* _Task instructions_:
Wherever the string "components" appears, copy the whole line.
───── Given material
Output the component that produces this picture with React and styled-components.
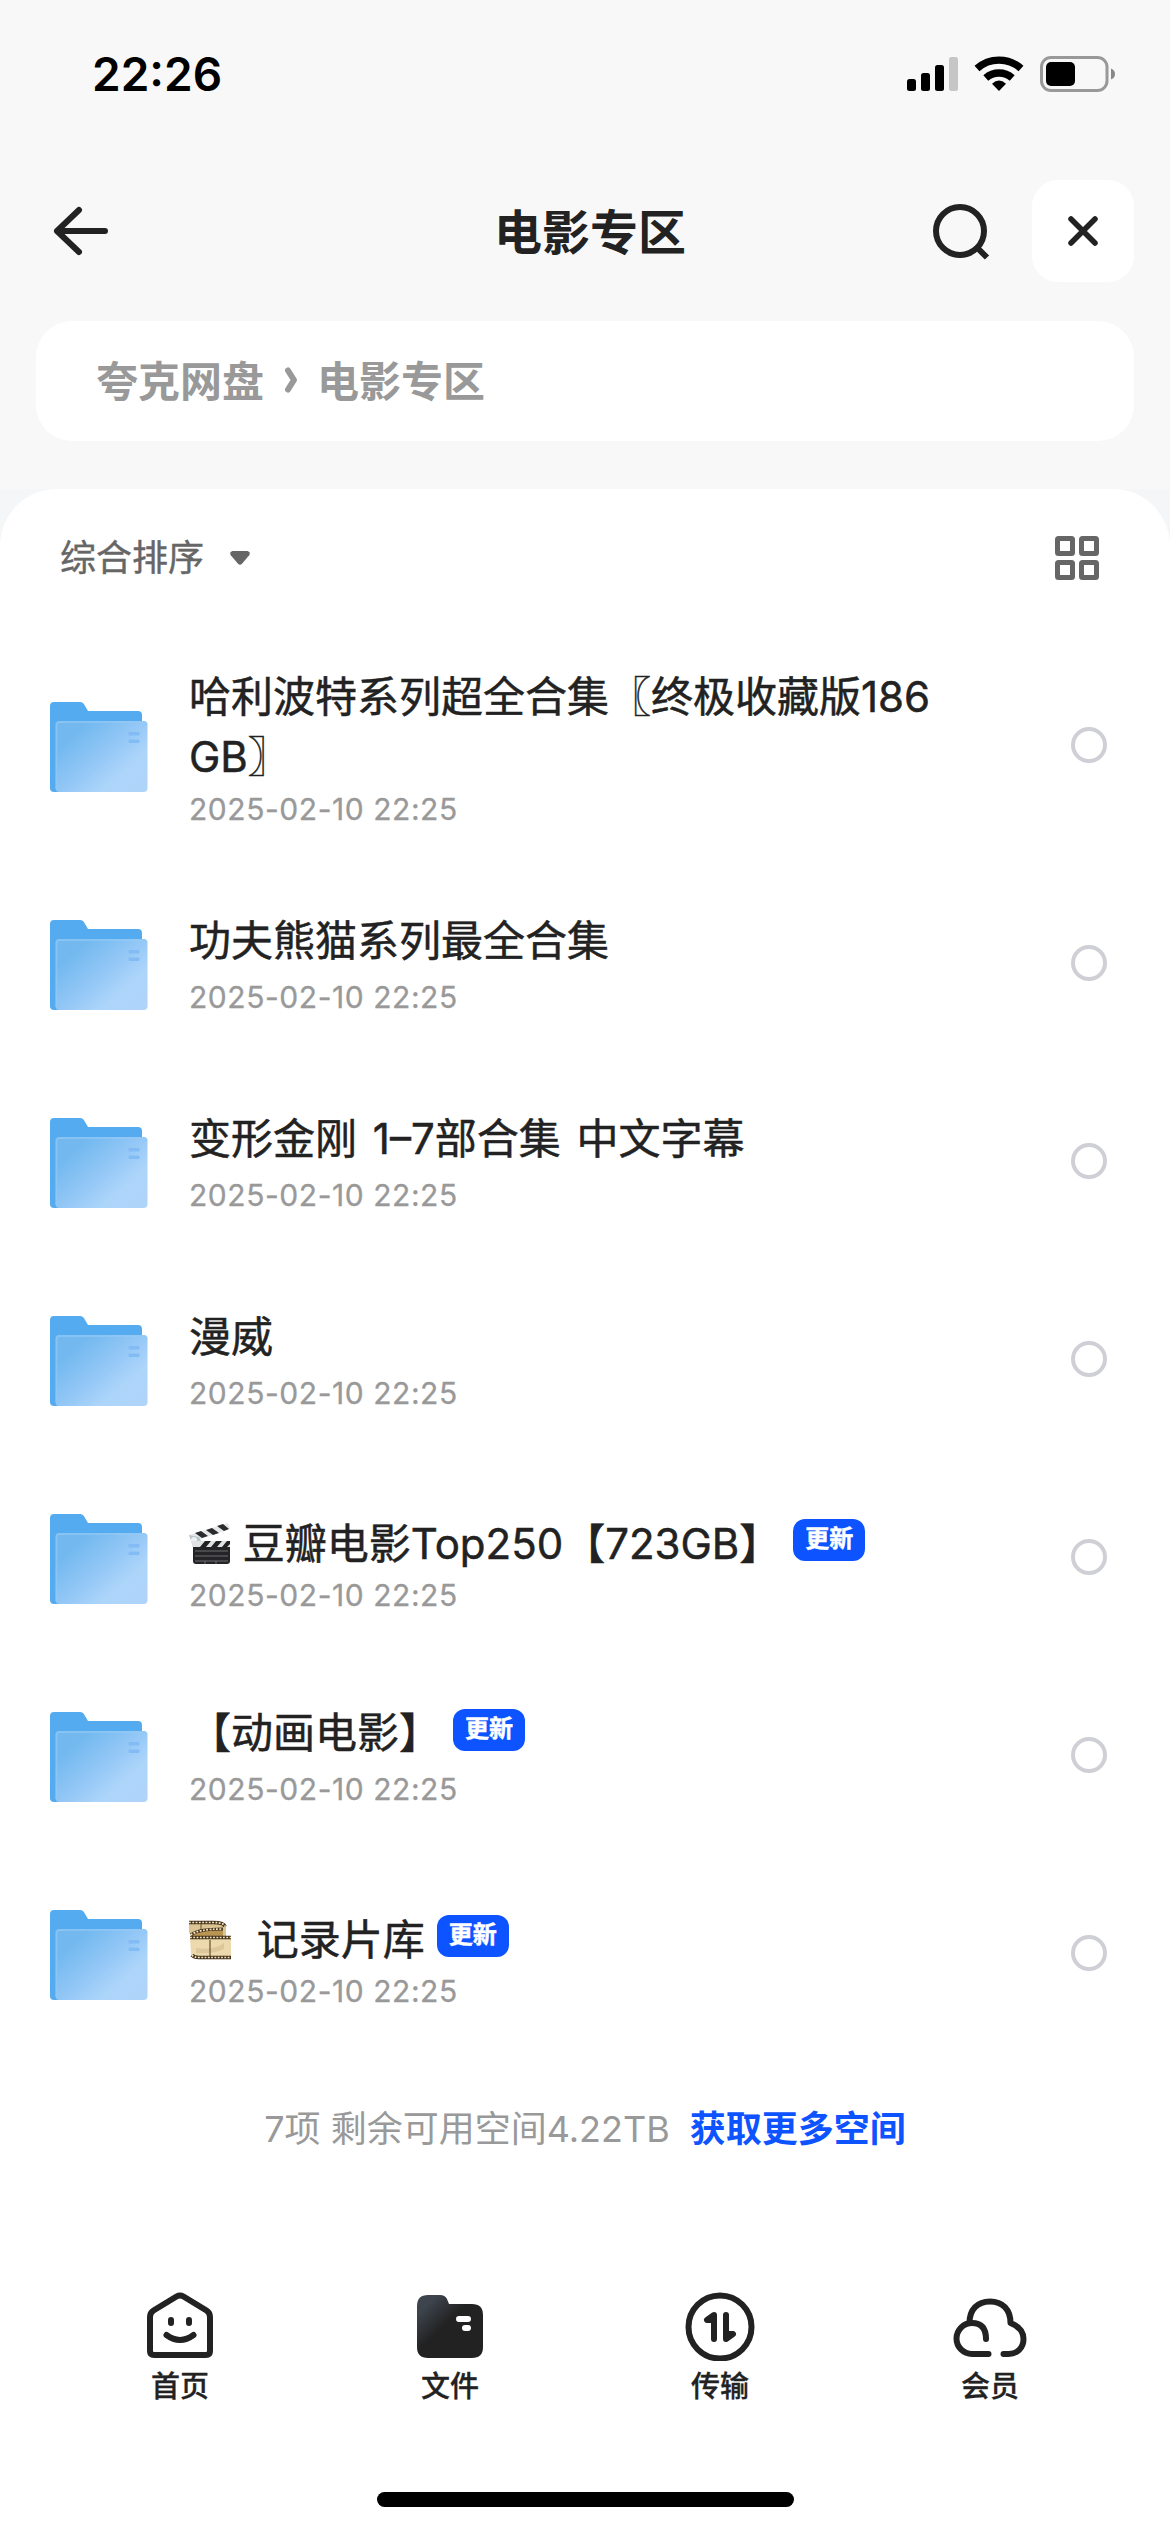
import React from 'react';
import styled, { createGlobalStyle } from 'styled-components';

const GlobalStyle = createGlobalStyle`
  * {
    box-sizing: border-box;
  }
  body {
    margin: 0;
    background: #fff;
    color: #222;
    font-family: Inter, 'Noto Sans CJK SC', sans-serif;
  }
  svg {
    display: block;
    flex-shrink: 0;
  }
  button {
    display: flex;
    padding: 0;
    border: none;
    background: none;
    color: inherit;
    font: inherit;
  }
`;

const Screen = styled.div`
  display: flex;
  flex-direction: column;
  width: 1170px;
  height: 2532px;
  overflow: hidden;
  background: #f8f8f8;
`;

const StatusBar = styled.header`
  display: flex;
  justify-content: space-between;
  height: 141px;
  padding: 55px 54px 0 92px;
  color: #000;
`;

const Clock = styled.span`
  font-size: 46px;
  font-weight: 600;
  line-height: 38px;
`;

const NavBar = styled.nav`
  display: grid;
  grid-template-columns: 1fr auto 1fr;
  align-items: center;
  height: 180px;
  padding: 0 36px;
`;

const BackButton = styled.button`
  margin-left: 16px;
`;

const Title = styled.h1`
  margin: 0;
  padding: 3px 0 0 10px;
  font-size: 48px;
  font-weight: 700;
  line-height: 60px;
`;

const NavActions = styled.div`
  display: flex;
  justify-content: flex-end;
  align-items: center;
  gap: 40px;
`;

const CloseButton = styled.button`
  align-items: center;
  justify-content: center;
  width: 102px;
  height: 102px;
  border-radius: 26px;
  background: #fff;
`;

const Breadcrumb = styled.div`
  display: flex;
  align-items: center;
  height: 120px;
  margin: 0 36px 48px;
  padding: 0 0 6px 60px;
  border-radius: 36px;
  background: #fff;
  color: #999;
  font-size: 42px;
  font-weight: 700;
  svg {
    margin: 4px 18px 0 19px;
  }
`;

const PanelWrap = styled.div`
  display: flex;
  flex: 1;
  background: #f5f6f8;
`;

const Panel = styled.main`
  display: flex;
  flex: 1;
  flex-direction: column;
  border-radius: 57px 57px 0 0;
  background: #fff;
`;

const SortBar = styled.div`
  display: flex;
  align-items: center;
  justify-content: space-between;
  height: 137px;
  margin-bottom: 2px;
  padding: 0 71px 0 60px;
  color: #666;
`;

const SortButton = styled.button`
  align-items: center;
  gap: 25px;
  font-size: 36px;
  line-height: 44px;
  -webkit-text-stroke: 0.4px;
`;

const Row = styled.div`
  display: flex;
  align-items: center;
  height: ${({ $tall }) => ($tall ? 238 : 198)}px;
  padding: 0 63px 0 50px;
`;

const RowText = styled.div`
  flex: 1;
  margin-left: 40px;
  padding-top: ${({ $emoji, $tall }) => ($emoji ? 10 : $tall ? 2 : 0)}px;
  padding-bottom: ${({ $emoji, $tall }) => ($emoji || $tall ? 0 : 3)}px;
`;

const Name = styled.div`
  display: flex;
  align-items: center;
  height: ${({ $lines }) => ($lines || 1) * 60}px;
  color: #222;
  font-size: 42px;
  line-height: 60px;
  white-space: pre;
  word-spacing: ${({ $wordGap }) => $wordGap || 0}px;
  -webkit-text-stroke: 0.5px;
`;

const Stamp = styled.div`
  margin-top: ${({ $gap }) => $gap}px;
  color: #999;
  font-size: 30px;
  line-height: 40px;
  letter-spacing: 0.55px;
  -webkit-text-stroke: 0.3px;
`;

const UpdateBadge = styled.span`
  width: 72px;
  height: 42px;
  margin: ${({ $raised }) => ($raised ? -8 : -5)}px 0 0 12px;
  border-radius: 12px;
  background: #0d53ff;
  color: #fff;
  font-size: 24px;
  font-weight: 700;
  line-height: 40px;
  text-align: center;
`;

const Radio = styled.span`
  width: 36px;
  height: 36px;
  margin-top: -4px;
  border: 4px solid #cfcfd6;
  border-radius: 50%;
`;

const Summary = styled.div`
  display: flex;
  align-items: center;
  justify-content: center;
  gap: 20px;
  height: 143px;
  color: #999;
  font-size: 36px;
  a {
    color: #0d53ff;
    font-weight: 700;
  }
`;

const TabBar = styled.footer`
  display: grid;
  grid-template-columns: repeat(4, 1fr);
  margin-top: 92px;
  padding: 0 45px;
`;

const Tab = styled.button`
  flex-direction: column;
  align-items: center;
  gap: 6px;
  font-size: 29px;
  font-weight: 500;
  line-height: 40px;
  -webkit-text-stroke: 0.3px;
`;

const HomeIndicator = styled.div`
  width: 417px;
  height: 15px;
  margin: auto auto 25px;
  border-radius: 8px;
  background: #000;
`;

const StatusIcons = () => (
  <svg width="209" height="38" viewBox="907 55 209 38">
    <rect x="907" y="79" width="9" height="12" rx="2.5" />
    <rect x="921" y="73" width="9" height="18" rx="2.5" />
    <rect x="935" y="65" width="9" height="26" rx="2.5" />
    <rect x="949" y="57" width="9" height="34" rx="2.5" fill="#c6c6c6" />
    <g fill="none" stroke="#000" strokeWidth="7.4">
      <path d="M977 68.5a33 33 0 0 1 44 0" />
      <path d="M985.8 78a20 20 0 0 1 26.4 0" />
    </g>
    <path d="M999 91l-7-7.3q7-6.400 14 0z" />
    <rect x="1041.5" y="57.5" width="65.5" height="33" rx="9.5" fill="none" stroke="#999" strokeWidth="3" />
    <rect x="1046" y="62" width="29" height="24" rx="5" />
    <path d="M1111 68.500q4 1.500 4 5.500t-4 5.500z" fill="#888" />
  </svg>
);

const BackIcon = () => (
  <svg width="58" height="54" viewBox="0 0 58 54" fill="none" stroke="#222" strokeWidth="6" strokeLinecap="round" strokeLinejoin="round">
    <path d="M27 6L5 27l22 21M5 27h48" />
  </svg>
);

const SearchIcon = () => (
  <svg width="60" height="60" viewBox="0 0 60 60" fill="none" stroke="#222" strokeWidth="6">
    <circle cx="28" cy="30" r="24" />
    <path d="M45 46.5L55 56.5" />
  </svg>
);

const CloseIcon = () => (
  <svg width="32" height="32" viewBox="0 0 32 32" fill="none" stroke="#222" strokeWidth="5.5" strokeLinecap="round">
    <path d="M4 4l24 24M28 4L4 28" />
  </svg>
);

const ChevronIcon = () => (
  <svg width="16" height="28" viewBox="0 0 16 28" fill="none" stroke="#999" strokeWidth="6" strokeLinecap="round" strokeLinejoin="round">
    <path d="M5 4.500l6 9.500-6 9.500" />
  </svg>
);

const CaretIcon = () => (
  <svg width="22" height="16" viewBox="0 0 22 16" fill="#666">
    <path d="M3.5 1h15q3.500 1 1.700 4.300L13 13.700q-2 2-4 0L1.800 5.300Q0 2 3.500 1z" />
  </svg>
);

const GridIcon = () => (
  <svg width="44" height="44" viewBox="0 0 44 44" fill="none" stroke="#666" strokeWidth="5">
    <rect x="2.5" y="2.5" width="15" height="15" rx="1" />
    <rect x="26.5" y="2.5" width="15" height="15" rx="1" />
    <rect x="2.5" y="26.5" width="15" height="15" rx="1" />
    <rect x="26.5" y="26.5" width="15" height="15" rx="1" />
  </svg>
);

const FolderIcon = () => (
  <svg width="99" height="90" viewBox="0 0 99 90">
    <defs>
      <linearGradient id="folderFront" x1="0.1" y1="0.15" x2="0.9" y2="0.85">
        <stop offset="0.1" stopColor="#73b9ef" />
        <stop offset="0.5" stopColor="#93c7f6" />
        <stop offset="0.8" stopColor="#add5fa" />
        <stop offset="1" stopColor="#aed4fa" />
      </linearGradient>
    </defs>
    <path d="M4 0h26q3 0 4.500 3L38 9h50q4 0 4 4v30L9 90H4q-4 0-4-4V4q0-4 4-4z" fill="#55abef" />
    <rect x="5.5" y="19" width="92" height="71" rx="4" fill="url(#folderFront)" />
    <path d="M6.500 87V23q0-3 3-3h84q3 0 3 3" fill="none" stroke="#94c9f5" strokeWidth="2" opacity="0.6" />
    <rect x="78.5" y="30" width="11" height="3.5" rx="1" fill="#83bcf5" />
    <rect x="78.5" y="37.5" width="11" height="3.5" rx="1" fill="#83bcf5" />
  </svg>
);

const ClapperIcon = () => (
  <svg width="42" height="42" viewBox="0 0 42 42">
    <path d="M0 12L39 0l2 6L3 19z" fill="#e4e8e8" />
    <path d="M6 10l7 5 6-2-7-5zM17 7l7 5 6-2-7-5zM28 3l7 5 5-2-6-5z" fill="#2b2b2d" />
    <path d="M0 12l10 2 3 6-9 4z" fill="#b9c5ca" />
    <circle cx="5" cy="17" r="3" fill="#edf1f2" />
    <path d="M3 18h38v6H3z" fill="#dfe3e3" />
    <path d="M11 24l5-6h6l-5 6zM22 24l5-6h6l-5 6zM33 24l5-6h3v3l-3 3z" fill="#222" />
    <path d="M4 24h37v14q0 3-3 3H7q-3 0-3-3z" fill="#242426" />
    <path d="M6 28h33M6 33h33M6 38h33M16 38v3M27 38v3" stroke="#77797b" strokeWidth="0.9" />
  </svg>
);

const FilmIcon = () => (
  <svg width="42" height="40" viewBox="0 0 42 40">
    <path d="M0 1h24q14 0 13 8v7L2 17V14L0 13z" fill="#dcc594" />
    <path d="M12 3v9" stroke="#6c5534" strokeWidth="1" />
    <path d="M2 14Q8 8 34 8v10H2z" fill="#b99553" />
    <path d="M1 17h41v22H9q-7 0-7-5z" fill="#ecd9ad" />
    <path d="M7 28q17 3 28-5v6q-9 5-28 4z" fill="#dcc89b" />
    <path d="M21 20v16" stroke="#62502f" strokeWidth="1.2" />
    <g fill="none" stroke="#46331b" strokeWidth="3.6">
      <path d="M0 2.500h24q11 0 12 4" />
      <path d="M2 15Q8 9 34 9" strokeWidth="3.2" />
      <path d="M1 17.500h41M3 35q2 2.500 7 2.500h32" />
    </g>
    <g fill="none" stroke="#f4e6c2" strokeWidth="1.7" strokeDasharray="1.8 1.5">
      <path d="M0 2.500h24q11 0 12 4" />
      <path d="M2 15Q8 9 34 9" />
      <path d="M1 17.500h41M3 35q2 2.500 7 2.500h32" />
    </g>
  </svg>
);

const HomeIcon = () => (
  <svg width="72" height="72" viewBox="0 0 72 72" fill="none" stroke="#222" strokeWidth="6" strokeLinecap="round" strokeLinejoin="round">
    <path d="M32.500 7.500L9.500 21.500Q6 23.700 6 28v34q0 4 4 4h52q4 0 4-4V28q0-4.300-3.500-6.500l-23-14q-3.500-2-7 0z" />
    <path d="M27 31v3M45 31v3M22.500 46q13.500 10 27 0" />
  </svg>
);

const FilesIcon = () => (
  <svg width="72" height="72" viewBox="0 0 72 72">
    <defs>
      <linearGradient id="filesFill" x1="0" y1="0.05" x2="0.65" y2="0.7">
        <stop offset="0.2" stopColor="#3d444d" />
        <stop offset="0.65" stopColor="#222" />
      </linearGradient>
    </defs>
    <path d="M14 6h12q5 0 7 4l2 5H58q11 0 11 11v32q0 11-11 11H14Q3 69 3 58V17Q3 6 14 6z" fill="url(#filesFill)" />
    <path d="M45 30h9M51 39h3" stroke="#fff" strokeWidth="6" strokeLinecap="round" />
  </svg>
);

const TransferIcon = () => (
  <svg width="72" height="72" viewBox="0 0 72 72" fill="none" stroke="#222" strokeWidth="6" strokeLinecap="round" strokeLinejoin="round">
    <circle cx="36" cy="38" r="31.5" />
    <path d="M30 50V26l-7 5h7M42 26v24l7-5h-7" />
  </svg>
);

const MemberIcon = () => (
  <svg width="78" height="72" viewBox="0 0 78 72" fill="none" stroke="#222" strokeWidth="6" strokeLinecap="round" strokeLinejoin="round">
    <path d="M37.500 65H21a15.500 15.500 0 1 1 0-31q14 0 14 16" />
    <path d="M18.500 34C18.500 20.500 26.500 12.500 39 12.500S59.500 20.500 59.500 34C67.500 37 72.500 42.500 72.500 50C72.500 59 66 65 57.500 65H52.500" />
  </svg>
);

const files = [
  { name: '哈利波特系列超全合集〖终极收藏版186\nGB〗', lines: 2 },
  { name: '功夫熊猫系列最全合集' },
  { name: '变形金刚 1–7部合集 中文字幕', wordGap: 4 },
  { name: '漫威' },
  { name: ' 豆瓣电影Top250【723GB】', emoji: <ClapperIcon />, updated: true },
  { name: '【动画电影】', updated: true },
  { name: '  记录片库', emoji: <FilmIcon />, wordGap: 1, updated: true },
];

const tabs = [
  { label: '首页', icon: <HomeIcon /> },
  { label: '文件', icon: <FilesIcon /> },
  { label: '传输', icon: <TransferIcon /> },
  { label: '会员', icon: <MemberIcon /> },
];

const FileRow = ({ name, lines, emoji, wordGap, updated }) => (
  <Row $tall={lines > 1}>
    <FolderIcon />
    <RowText $emoji={!!emoji} $tall={lines > 1}>
      <Name $lines={lines} $wordGap={wordGap}>
        {emoji}
        <span>{name}</span>
        {updated && <UpdateBadge $raised={!!emoji}>更新</UpdateBadge>}
      </Name>
      <Stamp $gap={emoji ? 1 : lines > 1 ? 2 : 6}>2025-02-10 22:25</Stamp>
    </RowText>
    <Radio />
  </Row>
);

const App = () => (
  <>
    <GlobalStyle />
    <Screen lang="zh-CN">
      <StatusBar>
        <Clock>22:26</Clock>
        <StatusIcons />
      </StatusBar>
      <NavBar>
        <BackButton>
          <BackIcon />
        </BackButton>
        <Title>电影专区</Title>
        <NavActions>
          <SearchIcon />
          <CloseButton>
            <CloseIcon />
          </CloseButton>
        </NavActions>
      </NavBar>
      <Breadcrumb>
        <span>夸克网盘</span>
        <ChevronIcon />
        <span>电影专区</span>
      </Breadcrumb>
      <PanelWrap>
        <Panel>
          <SortBar>
            <SortButton>
              综合排序
              <CaretIcon />
            </SortButton>
            <GridIcon />
          </SortBar>
          {files.map(file => (
            <FileRow key={file.name} {...file} />
          ))}
          <Summary>
            <span>7项 剩余可用空间4.22TB</span>
            <a>获取更多空间</a>
          </Summary>
          <TabBar>
            {tabs.map(({ label, icon }) => (
              <Tab key={label}>
                {icon}
                {label}
              </Tab>
            ))}
          </TabBar>
          <HomeIndicator />
        </Panel>
      </PanelWrap>
    </Screen>
  </>
);

export default App;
──────────
* _Expected answer_:
Output the component that produces this picture with React and styled-components.
import styled, { createGlobalStyle } from 'styled-components';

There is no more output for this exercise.